*Stored data*.
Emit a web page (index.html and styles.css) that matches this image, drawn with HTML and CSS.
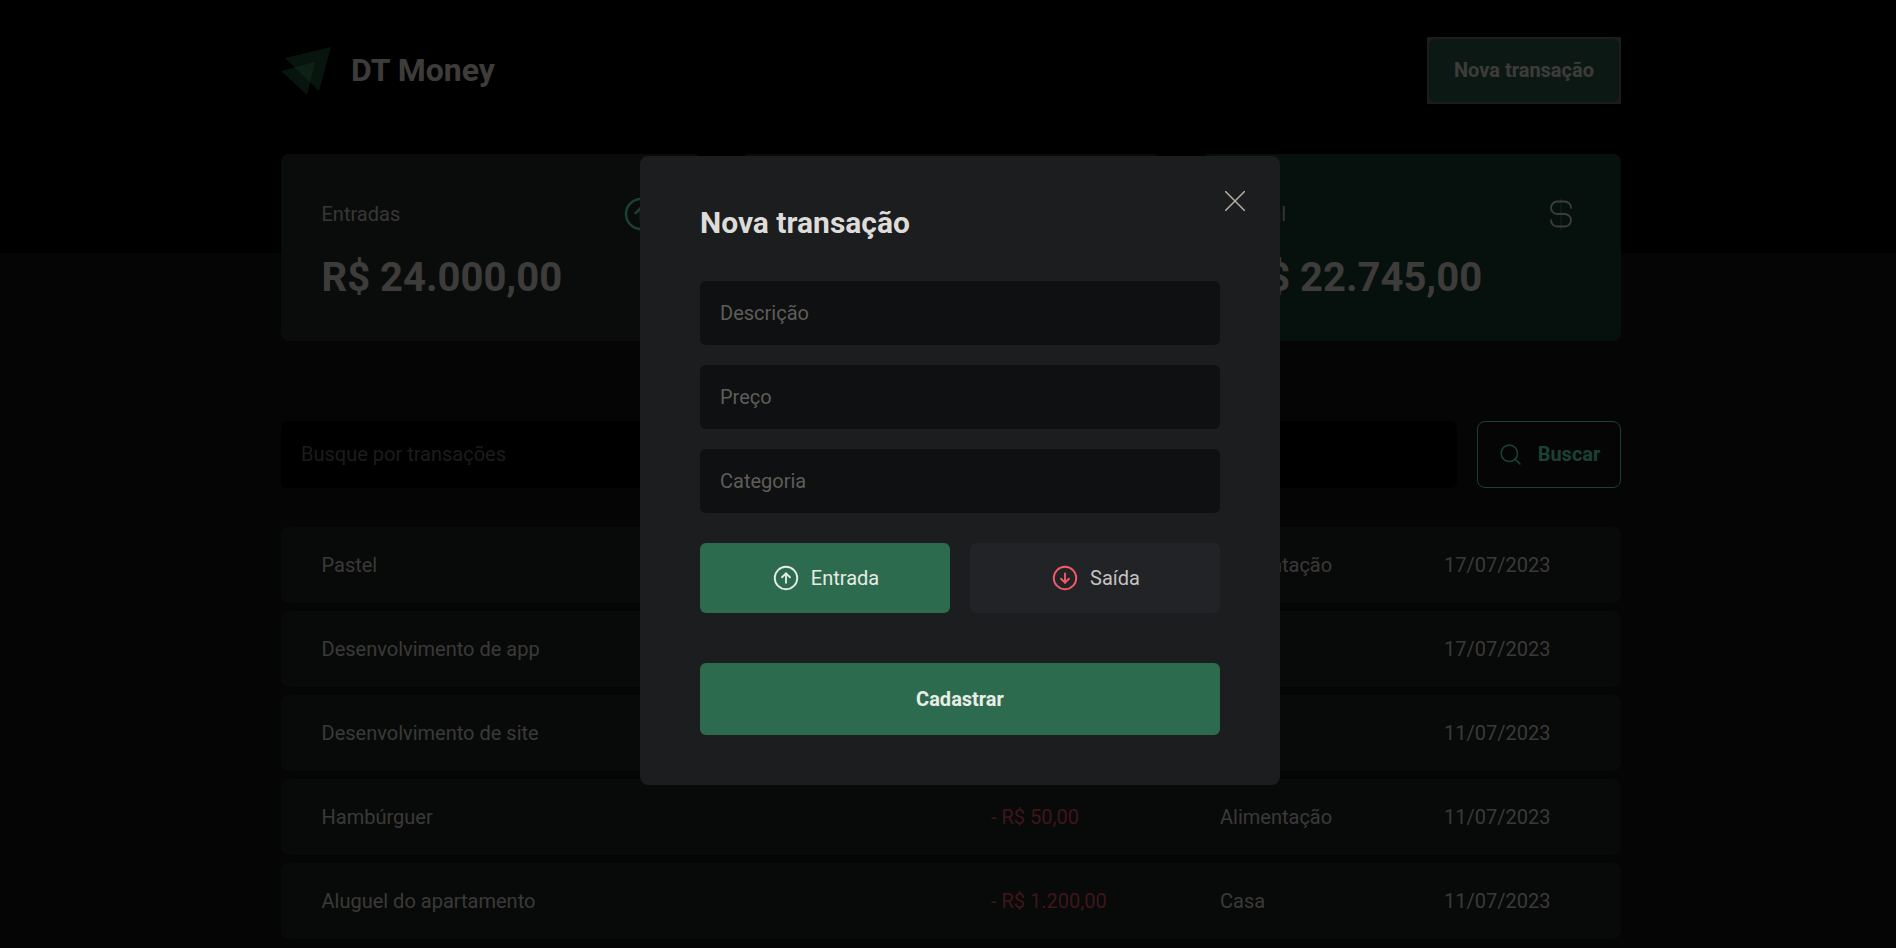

...

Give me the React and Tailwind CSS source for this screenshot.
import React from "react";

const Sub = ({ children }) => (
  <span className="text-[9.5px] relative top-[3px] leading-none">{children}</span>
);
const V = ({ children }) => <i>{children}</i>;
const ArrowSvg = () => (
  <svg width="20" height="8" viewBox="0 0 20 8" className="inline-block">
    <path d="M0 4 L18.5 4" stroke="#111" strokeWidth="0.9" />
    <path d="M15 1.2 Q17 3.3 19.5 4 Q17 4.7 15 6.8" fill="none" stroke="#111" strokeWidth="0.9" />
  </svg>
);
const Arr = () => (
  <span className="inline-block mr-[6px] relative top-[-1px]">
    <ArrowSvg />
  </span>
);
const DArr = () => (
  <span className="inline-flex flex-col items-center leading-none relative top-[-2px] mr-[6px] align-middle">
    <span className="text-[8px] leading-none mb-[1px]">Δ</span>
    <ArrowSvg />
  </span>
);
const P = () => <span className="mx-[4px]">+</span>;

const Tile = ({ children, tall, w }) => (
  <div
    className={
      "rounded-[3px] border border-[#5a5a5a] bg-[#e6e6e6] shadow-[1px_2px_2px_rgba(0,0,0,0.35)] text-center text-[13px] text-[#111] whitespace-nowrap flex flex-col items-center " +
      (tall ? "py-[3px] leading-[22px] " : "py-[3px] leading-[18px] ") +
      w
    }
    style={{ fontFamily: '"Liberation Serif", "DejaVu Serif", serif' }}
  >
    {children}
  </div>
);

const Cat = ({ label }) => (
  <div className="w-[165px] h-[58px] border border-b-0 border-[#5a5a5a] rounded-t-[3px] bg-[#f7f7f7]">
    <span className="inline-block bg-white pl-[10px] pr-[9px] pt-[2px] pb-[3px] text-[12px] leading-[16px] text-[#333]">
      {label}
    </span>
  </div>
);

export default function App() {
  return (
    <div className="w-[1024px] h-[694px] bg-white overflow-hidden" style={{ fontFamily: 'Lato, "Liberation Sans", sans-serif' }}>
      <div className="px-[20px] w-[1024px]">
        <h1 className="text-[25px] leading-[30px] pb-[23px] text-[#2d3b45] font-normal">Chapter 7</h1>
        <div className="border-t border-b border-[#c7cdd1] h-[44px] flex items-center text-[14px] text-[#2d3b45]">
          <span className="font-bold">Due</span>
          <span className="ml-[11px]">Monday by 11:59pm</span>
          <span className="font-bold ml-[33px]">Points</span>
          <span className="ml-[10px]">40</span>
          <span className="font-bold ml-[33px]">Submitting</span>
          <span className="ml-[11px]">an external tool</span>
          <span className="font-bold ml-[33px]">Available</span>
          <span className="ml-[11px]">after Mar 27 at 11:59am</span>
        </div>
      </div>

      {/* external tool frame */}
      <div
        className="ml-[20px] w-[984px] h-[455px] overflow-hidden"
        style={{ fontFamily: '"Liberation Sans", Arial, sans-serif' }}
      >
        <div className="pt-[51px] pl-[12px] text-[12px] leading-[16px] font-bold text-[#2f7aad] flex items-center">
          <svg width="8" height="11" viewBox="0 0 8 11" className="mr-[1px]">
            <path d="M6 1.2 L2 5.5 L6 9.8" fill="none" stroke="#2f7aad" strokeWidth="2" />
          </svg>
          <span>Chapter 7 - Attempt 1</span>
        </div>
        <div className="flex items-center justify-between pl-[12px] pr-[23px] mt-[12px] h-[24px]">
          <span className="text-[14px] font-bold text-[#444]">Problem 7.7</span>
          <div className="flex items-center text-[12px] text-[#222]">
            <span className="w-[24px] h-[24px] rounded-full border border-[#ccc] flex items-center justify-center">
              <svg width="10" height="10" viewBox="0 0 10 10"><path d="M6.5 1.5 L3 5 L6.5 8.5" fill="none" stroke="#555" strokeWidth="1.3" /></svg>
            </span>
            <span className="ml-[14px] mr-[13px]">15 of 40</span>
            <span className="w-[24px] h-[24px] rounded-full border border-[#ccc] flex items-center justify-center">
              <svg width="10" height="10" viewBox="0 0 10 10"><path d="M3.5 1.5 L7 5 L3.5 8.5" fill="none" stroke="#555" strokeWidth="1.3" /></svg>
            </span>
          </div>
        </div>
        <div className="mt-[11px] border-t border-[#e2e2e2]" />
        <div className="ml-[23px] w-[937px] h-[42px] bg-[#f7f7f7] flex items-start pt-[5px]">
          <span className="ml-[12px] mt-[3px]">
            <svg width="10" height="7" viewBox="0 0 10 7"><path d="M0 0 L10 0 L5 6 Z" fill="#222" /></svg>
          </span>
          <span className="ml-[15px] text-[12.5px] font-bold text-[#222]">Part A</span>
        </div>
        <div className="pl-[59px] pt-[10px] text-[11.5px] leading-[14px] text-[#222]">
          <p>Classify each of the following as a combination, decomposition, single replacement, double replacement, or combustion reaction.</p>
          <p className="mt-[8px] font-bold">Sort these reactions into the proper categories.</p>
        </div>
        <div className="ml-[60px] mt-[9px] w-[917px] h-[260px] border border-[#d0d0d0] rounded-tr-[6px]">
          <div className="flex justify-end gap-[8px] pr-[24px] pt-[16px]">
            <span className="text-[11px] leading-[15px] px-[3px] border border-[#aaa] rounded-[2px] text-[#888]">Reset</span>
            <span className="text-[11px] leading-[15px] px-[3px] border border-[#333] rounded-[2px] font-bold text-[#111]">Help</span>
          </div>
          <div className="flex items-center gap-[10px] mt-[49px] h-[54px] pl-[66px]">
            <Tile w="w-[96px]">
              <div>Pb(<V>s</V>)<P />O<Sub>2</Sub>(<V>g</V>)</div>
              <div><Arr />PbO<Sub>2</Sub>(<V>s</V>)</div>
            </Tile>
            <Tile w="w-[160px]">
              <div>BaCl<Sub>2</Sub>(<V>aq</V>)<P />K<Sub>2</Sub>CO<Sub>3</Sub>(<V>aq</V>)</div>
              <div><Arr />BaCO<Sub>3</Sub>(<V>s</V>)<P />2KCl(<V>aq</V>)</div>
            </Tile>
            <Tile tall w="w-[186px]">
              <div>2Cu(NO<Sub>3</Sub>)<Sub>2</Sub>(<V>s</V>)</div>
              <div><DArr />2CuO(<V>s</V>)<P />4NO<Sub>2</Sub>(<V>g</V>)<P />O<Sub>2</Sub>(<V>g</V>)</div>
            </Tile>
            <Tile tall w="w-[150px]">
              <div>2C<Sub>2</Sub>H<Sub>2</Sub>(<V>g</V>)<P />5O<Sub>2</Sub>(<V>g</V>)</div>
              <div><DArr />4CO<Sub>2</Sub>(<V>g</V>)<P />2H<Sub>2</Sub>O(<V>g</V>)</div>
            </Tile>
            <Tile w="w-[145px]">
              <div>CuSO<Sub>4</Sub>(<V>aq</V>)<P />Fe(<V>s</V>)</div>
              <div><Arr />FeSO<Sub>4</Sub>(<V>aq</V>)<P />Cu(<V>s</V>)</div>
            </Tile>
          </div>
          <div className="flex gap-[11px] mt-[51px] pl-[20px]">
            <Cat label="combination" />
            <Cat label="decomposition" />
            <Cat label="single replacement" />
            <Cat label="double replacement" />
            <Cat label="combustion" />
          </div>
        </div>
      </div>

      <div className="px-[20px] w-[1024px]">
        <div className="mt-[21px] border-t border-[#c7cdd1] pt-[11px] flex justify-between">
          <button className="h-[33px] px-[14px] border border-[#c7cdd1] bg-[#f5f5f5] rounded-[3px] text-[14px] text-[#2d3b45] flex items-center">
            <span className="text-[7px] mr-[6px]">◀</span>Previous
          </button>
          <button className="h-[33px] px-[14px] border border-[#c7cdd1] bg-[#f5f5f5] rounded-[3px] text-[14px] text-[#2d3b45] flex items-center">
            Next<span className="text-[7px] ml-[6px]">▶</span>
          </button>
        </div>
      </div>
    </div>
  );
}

*Written request*. Among the records above, find each line holding the string "this" and pull it out.

*Exercise response*.
Emit a web page (index.html and styles.css) that matches this image, drawn with HTML and CSS.
Give me the React and Tailwind CSS source for this screenshot.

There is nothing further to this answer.